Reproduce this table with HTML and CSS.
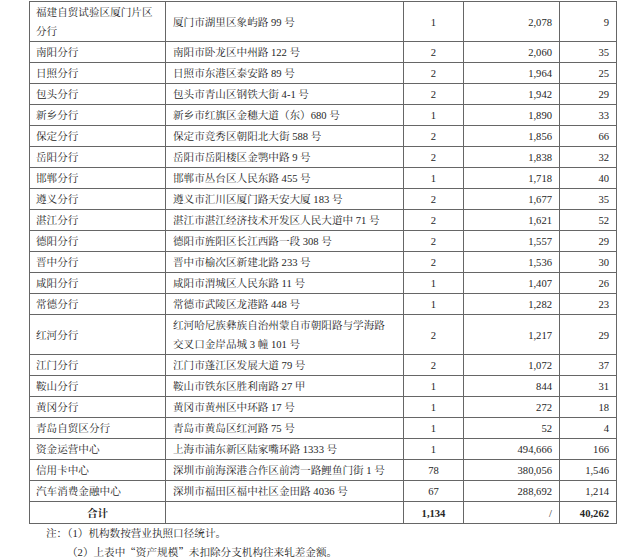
FILE: index.html
```html
<!DOCTYPE html>
<html lang="zh-CN">
<head>
<meta charset="utf-8">
<title>分支机构</title>
<link rel="stylesheet" href="styles.css">
</head>
<body>
<div class="page">
  <table class="branches">
    <colgroup>
      <col class="c-name">
      <col class="c-addr">
      <col class="c-count">
      <col class="c-assets">
      <col class="c-staff">
    </colgroup>
    <tbody>
      <tr><td class="name">福建自贸试验区厦门片区分行</td><td class="addr">厦门市湖里区象屿路 99 号</td><td class="num-c">1</td><td class="num-r">2,078</td><td class="num-r">9</td></tr>
      <tr><td class="name">南阳分行</td><td class="addr">南阳市卧龙区中州路 122 号</td><td class="num-c">2</td><td class="num-r">2,060</td><td class="num-r">35</td></tr>
      <tr><td class="name">日照分行</td><td class="addr">日照市东港区泰安路 89 号</td><td class="num-c">2</td><td class="num-r">1,964</td><td class="num-r">25</td></tr>
      <tr><td class="name">包头分行</td><td class="addr">包头市青山区钢铁大街 4-1 号</td><td class="num-c">2</td><td class="num-r">1,942</td><td class="num-r">29</td></tr>
      <tr><td class="name">新乡分行</td><td class="addr">新乡市红旗区金穗大道（东）680 号</td><td class="num-c">1</td><td class="num-r">1,890</td><td class="num-r">33</td></tr>
      <tr><td class="name">保定分行</td><td class="addr">保定市竞秀区朝阳北大街 588 号</td><td class="num-c">2</td><td class="num-r">1,856</td><td class="num-r">66</td></tr>
      <tr><td class="name">岳阳分行</td><td class="addr">岳阳市岳阳楼区金鹗中路 9 号</td><td class="num-c">2</td><td class="num-r">1,838</td><td class="num-r">32</td></tr>
      <tr><td class="name">邯郸分行</td><td class="addr">邯郸市丛台区人民东路 455 号</td><td class="num-c">1</td><td class="num-r">1,718</td><td class="num-r">40</td></tr>
      <tr><td class="name">遵义分行</td><td class="addr">遵义市汇川区厦门路天安大厦 183 号</td><td class="num-c">2</td><td class="num-r">1,677</td><td class="num-r">35</td></tr>
      <tr><td class="name">湛江分行</td><td class="addr">湛江市湛江经济技术开发区人民大道中 71 号</td><td class="num-c">2</td><td class="num-r">1,621</td><td class="num-r">52</td></tr>
      <tr><td class="name">德阳分行</td><td class="addr">德阳市旌阳区长江西路一段 308 号</td><td class="num-c">2</td><td class="num-r">1,557</td><td class="num-r">29</td></tr>
      <tr><td class="name">晋中分行</td><td class="addr">晋中市榆次区新建北路 233 号</td><td class="num-c">2</td><td class="num-r">1,536</td><td class="num-r">30</td></tr>
      <tr><td class="name">咸阳分行</td><td class="addr">咸阳市渭城区人民东路 11 号</td><td class="num-c">1</td><td class="num-r">1,407</td><td class="num-r">26</td></tr>
      <tr><td class="name">常德分行</td><td class="addr">常德市武陵区龙港路 448 号</td><td class="num-c">1</td><td class="num-r">1,282</td><td class="num-r">23</td></tr>
      <tr><td class="name">红河分行</td><td class="addr">红河哈尼族彝族自治州蒙自市朝阳路与学海路<br>交叉口金岸品城 3 幢 101 号</td><td class="num-c">2</td><td class="num-r">1,217</td><td class="num-r">29</td></tr>
      <tr><td class="name">江门分行</td><td class="addr">江门市蓬江区发展大道 79 号</td><td class="num-c">2</td><td class="num-r">1,072</td><td class="num-r">37</td></tr>
      <tr><td class="name">鞍山分行</td><td class="addr">鞍山市铁东区胜利南路 27 甲</td><td class="num-c">1</td><td class="num-r">844</td><td class="num-r">31</td></tr>
      <tr><td class="name">黄冈分行</td><td class="addr">黄冈市黄州区中环路 17 号</td><td class="num-c">1</td><td class="num-r">272</td><td class="num-r">18</td></tr>
      <tr><td class="name">青岛自贸区分行</td><td class="addr">青岛市黄岛区红河路 75 号</td><td class="num-c">1</td><td class="num-r">52</td><td class="num-r">4</td></tr>
      <tr><td class="name">资金运营中心</td><td class="addr">上海市浦东新区陆家嘴环路 1333 号</td><td class="num-c">1</td><td class="num-r">494,666</td><td class="num-r">166</td></tr>
      <tr><td class="name">信用卡中心</td><td class="addr">深圳市前海深港合作区前湾一路鲤鱼门街 1 号</td><td class="num-c">78</td><td class="num-r">380,056</td><td class="num-r">1,546</td></tr>
      <tr><td class="name">汽车消费金融中心</td><td class="addr">深圳市福田区福中社区金田路 4036 号</td><td class="num-c">67</td><td class="num-r">288,692</td><td class="num-r">1,214</td></tr>
      <tr class="total"><td class="total-label">合计</td><td class="addr"></td><td class="num-c strong">1,134</td><td class="num-r">/</td><td class="num-r strong">40,262</td></tr>
    </tbody>
  </table>
  <div class="notes">
    <p class="note"><span class="cjk">注：（</span>1<span class="cjk">）</span>机构数按营业执照口径统计。</p>
    <p class="note indent"><span class="cjk">（</span>2<span class="cjk">）</span>上表中<span class="cjk">“</span>资产规模<span class="cjk">”</span>未扣除分支机构往来轧差金额。</p>
  </div>
</div>
</body>
</html>
```

FILE: styles.css
```css
html, body {
  margin: 0;
  padding: 0;
  background: #ffffff;
}

body {
  font-family: "Liberation Serif", "Noto Serif CJK SC", "Noto Sans CJK SC", serif;
  font-size: 10.6px;
  color: #262626;
}

.page {
  padding: 1px 0 0 29px;
}

.branches {
  border-collapse: collapse;
  table-layout: fixed;
  width: 587px;
}

.c-name { width: 136px; }
.c-addr { width: 238px; }
.c-count { width: 60px; }
.c-assets { width: 96px; }
.c-staff { width: 57px; }

.branches td {
  border: 1px solid #666666;
  line-height: 19px;
  padding: 1px 7px 0 7px;
  vertical-align: middle;
}

.branches tr.total td {
  padding-top: 2px;
}

.branches td.name {
  padding-left: 6px;
  padding-right: 2px;
}

.branches td.addr {
  padding-left: 7px;
  padding-right: 2px;
  white-space: nowrap;
}

.branches td.num-c {
  text-align: center;
}

.branches td.num-r {
  text-align: right;
  padding-right: 7px;
}

.branches td.total-label {
  text-align: center;
  font-weight: bold;
}

.strong {
  font-weight: bold;
}

.cjk {
  font-family: "Noto Serif CJK SC", "Noto Sans CJK SC", serif;
}

.notes {
  padding-left: 17px;
}

.note {
  margin: 0;
  line-height: 18px;
}

.note.indent {
  padding-left: 21px;
}
```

# [Stated exercise]
Copy every line above word for word and exclude the pictures.

# [Written answer]
Reproduce this table with HTML and CSS.
FILE: index.html
```html
<!DOCTYPE html>
<html lang="zh-CN">
<head>
<meta charset="utf-8">
<title>分支机构</title>
<link rel="stylesheet" href="styles.css">
</head>
<body>
<div class="page">
  <table class="branches">
    <colgroup>
      <col class="c-name">
      <col class="c-addr">
      <col class="c-count">
      <col class="c-assets">
      <col class="c-staff">
    </colgroup>
    <tbody>
      <tr><td class="name">福建自贸试验区厦门片区分行</td><td class="addr">厦门市湖里区象屿路 99 号</td><td class="num-c">1</td><td class="num-r">2,078</td><td class="num-r">9</td></tr>
      <tr><td class="name">南阳分行</td><td class="addr">南阳市卧龙区中州路 122 号</td><td class="num-c">2</td><td class="num-r">2,060</td><td class="num-r">35</td></tr>
      <tr><td class="name">日照分行</td><td class="addr">日照市东港区泰安路 89 号</td><td class="num-c">2</td><td class="num-r">1,964</td><td class="num-r">25</td></tr>
      <tr><td class="name">包头分行</td><td class="addr">包头市青山区钢铁大街 4-1 号</td><td class="num-c">2</td><td class="num-r">1,942</td><td class="num-r">29</td></tr>
      <tr><td class="name">新乡分行</td><td class="addr">新乡市红旗区金穗大道（东）680 号</td><td class="num-c">1</td><td class="num-r">1,890</td><td class="num-r">33</td></tr>
      <tr><td class="name">保定分行</td><td class="addr">保定市竞秀区朝阳北大街 588 号</td><td class="num-c">2</td><td class="num-r">1,856</td><td class="num-r">66</td></tr>
      <tr><td class="name">岳阳分行</td><td class="addr">岳阳市岳阳楼区金鹗中路 9 号</td><td class="num-c">2</td><td class="num-r">1,838</td><td class="num-r">32</td></tr>
      <tr><td class="name">邯郸分行</td><td class="addr">邯郸市丛台区人民东路 455 号</td><td class="num-c">1</td><td class="num-r">1,718</td><td class="num-r">40</td></tr>
      <tr><td class="name">遵义分行</td><td class="addr">遵义市汇川区厦门路天安大厦 183 号</td><td class="num-c">2</td><td class="num-r">1,677</td><td class="num-r">35</td></tr>
      <tr><td class="name">湛江分行</td><td class="addr">湛江市湛江经济技术开发区人民大道中 71 号</td><td class="num-c">2</td><td class="num-r">1,621</td><td class="num-r">52</td></tr>
      <tr><td class="name">德阳分行</td><td class="addr">德阳市旌阳区长江西路一段 308 号</td><td class="num-c">2</td><td class="num-r">1,557</td><td class="num-r">29</td></tr>
      <tr><td class="name">晋中分行</td><td class="addr">晋中市榆次区新建北路 233 号</td><td class="num-c">2</td><td class="num-r">1,536</td><td class="num-r">30</td></tr>
      <tr><td class="name">咸阳分行</td><td class="addr">咸阳市渭城区人民东路 11 号</td><td class="num-c">1</td><td class="num-r">1,407</td><td class="num-r">26</td></tr>
      <tr><td class="name">常德分行</td><td class="addr">常德市武陵区龙港路 448 号</td><td class="num-c">1</td><td class="num-r">1,282</td><td class="num-r">23</td></tr>
      <tr><td class="name">红河分行</td><td class="addr">红河哈尼族彝族自治州蒙自市朝阳路与学海路<br>交叉口金岸品城 3 幢 101 号</td><td class="num-c">2</td><td class="num-r">1,217</td><td class="num-r">29</td></tr>
      <tr><td class="name">江门分行</td><td class="addr">江门市蓬江区发展大道 79 号</td><td class="num-c">2</td><td class="num-r">1,072</td><td class="num-r">37</td></tr>
      <tr><td class="name">鞍山分行</td><td class="addr">鞍山市铁东区胜利南路 27 甲</td><td class="num-c">1</td><td class="num-r">844</td><td class="num-r">31</td></tr>
      <tr><td class="name">黄冈分行</td><td class="addr">黄冈市黄州区中环路 17 号</td><td class="num-c">1</td><td class="num-r">272</td><td class="num-r">18</td></tr>
      <tr><td class="name">青岛自贸区分行</td><td class="addr">青岛市黄岛区红河路 75 号</td><td class="num-c">1</td><td class="num-r">52</td><td class="num-r">4</td></tr>
      <tr><td class="name">资金运营中心</td><td class="addr">上海市浦东新区陆家嘴环路 1333 号</td><td class="num-c">1</td><td class="num-r">494,666</td><td class="num-r">166</td></tr>
      <tr><td class="name">信用卡中心</td><td class="addr">深圳市前海深港合作区前湾一路鲤鱼门街 1 号</td><td class="num-c">78</td><td class="num-r">380,056</td><td class="num-r">1,546</td></tr>
      <tr><td class="name">汽车消费金融中心</td><td class="addr">深圳市福田区福中社区金田路 4036 号</td><td class="num-c">67</td><td class="num-r">288,692</td><td class="num-r">1,214</td></tr>
      <tr class="total"><td class="total-label">合计</td><td class="addr"></td><td class="num-c strong">1,134</td><td class="num-r">/</td><td class="num-r strong">40,262</td></tr>
    </tbody>
  </table>
  <div class="notes">
    <p class="note"><span class="cjk">注：（</span>1<span class="cjk">）</span>机构数按营业执照口径统计。</p>
    <p class="note indent"><span class="cjk">（</span>2<span class="cjk">）</span>上表中<span class="cjk">“</span>资产规模<span class="cjk">”</span>未扣除分支机构往来轧差金额。</p>
  </div>
</div>
</body>
</html>
```

FILE: styles.css
```css
html, body {
  margin: 0;
  padding: 0;
  background: #ffffff;
}

body {
  font-family: "Liberation Serif", "Noto Serif CJK SC", "Noto Sans CJK SC", serif;
  font-size: 10.6px;
  color: #262626;
}

.page {
  padding: 1px 0 0 29px;
}

.branches {
  border-collapse: collapse;
  table-layout: fixed;
  width: 587px;
}

.c-name { width: 136px; }
.c-addr { width: 238px; }
.c-count { width: 60px; }
.c-assets { width: 96px; }
.c-staff { width: 57px; }

.branches td {
  border: 1px solid #666666;
  line-height: 19px;
  padding: 1px 7px 0 7px;
  vertical-align: middle;
}

.branches tr.total td {
  padding-top: 2px;
}

.branches td.name {
  padding-left: 6px;
  padding-right: 2px;
}

.branches td.addr {
  padding-left: 7px;
  padding-right: 2px;
  white-space: nowrap;
}

.branches td.num-c {
  text-align: center;
}

.branches td.num-r {
  text-align: right;
  padding-right: 7px;
}

.branches td.total-label {
  text-align: center;
  font-weight: bold;
}

.strong {
  font-weight: bold;
}

.cjk {
  font-family: "Noto Serif CJK SC", "Noto Sans CJK SC", serif;
}

.notes {
  padding-left: 17px;
}

.note {
  margin: 0;
  line-height: 18px;
}

.note.indent {
  padding-left: 21px;
}
```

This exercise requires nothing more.